Tindakan keras yang dilakukan oleh Kaum Padri bukanlah tindakan yang membabi buta. Sebelum melakukan suatu tindakan mereka memulainya dengan seruan melalui khotbah dan ceramah sebagai peringatan. Ketika himbauan dan peringatan tersebut diabaikan oleh masyarakat maka mereka akan melakukan tindakan dengan keras.
Pada perkembangan selanjutnya Gerakan Padri tidak lagi semata-mata berupa gerakan moral tetapi telah merambat pada persoalan politik yang pada akhirnya menjadi Perang Padri. Hal yang menarik dari konflik selama gerakan padri adalah kemenangan selalu menjadi milik pihak ketiga. Konflik agama antara Aliran Syi’ah dengan Mashab Hambali menempatkan Mashab Syafe’i sebagai pemenang. Sementara konflik politik antara Kaum Padri dengan Kaum Adat menghantarkan pihak Belanda sebagai penguasa baru di Ranah Minang.
Pola-pola tindakan yang terjadi selama Gerakan Padri itulah yang seolah-olah tumbuh kembali dan diterapkan oleh FPI. Ketika moral masyarakat Indonesia makin bobrok dan kegiatan yang berbau maksiat merajalela, FPI berseru dan bergerak untuk menghantam dan menahan laju perkembangan maksiat tersebut. Berawal dari sebuah gerakan moral, FPI terus berkembang sampai akhirnya melakukan tindakan-tindakan yang keras. Jika Kaum Padri membakar gelanggang sabung ayam dan tempat berjudi maka FPI menghancurkan bangunan yang mereka anggap sebagai sarang berkembangnya maksiat.
Akibatnya, beberapa aktivis FPI harus berurusan dengan hukum. Bahkan suara-suara yang mendesak pemerintah untuk membubarkan FPI -seperti desakan FPI agar Ahmadiyah dibubarkan- pun mencuat. Ironisnya, desakan pembubaran FPI muncul dari kalangan Islam sendiri.

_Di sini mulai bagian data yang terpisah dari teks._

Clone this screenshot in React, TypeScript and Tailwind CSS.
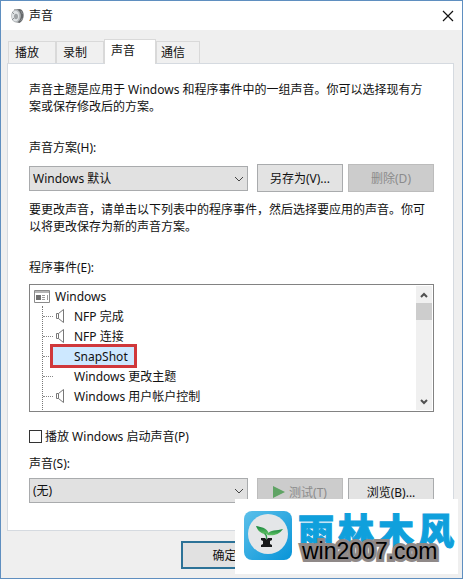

Satu hal yang masih menjadi teka-teki dari perjalanan peristiwa ini adalah pihak mana yang akan mendapatkan keuntungan? Jika ketika terjadinya konflik agama pada masa Gerakan Padri di Minangkabau yang diuntungkan adalah Mashab Syafe’i, apakah pro kontra terhadap FPI juga akan menguntungkan pihak ketiga? Wallahu’alam bissawab.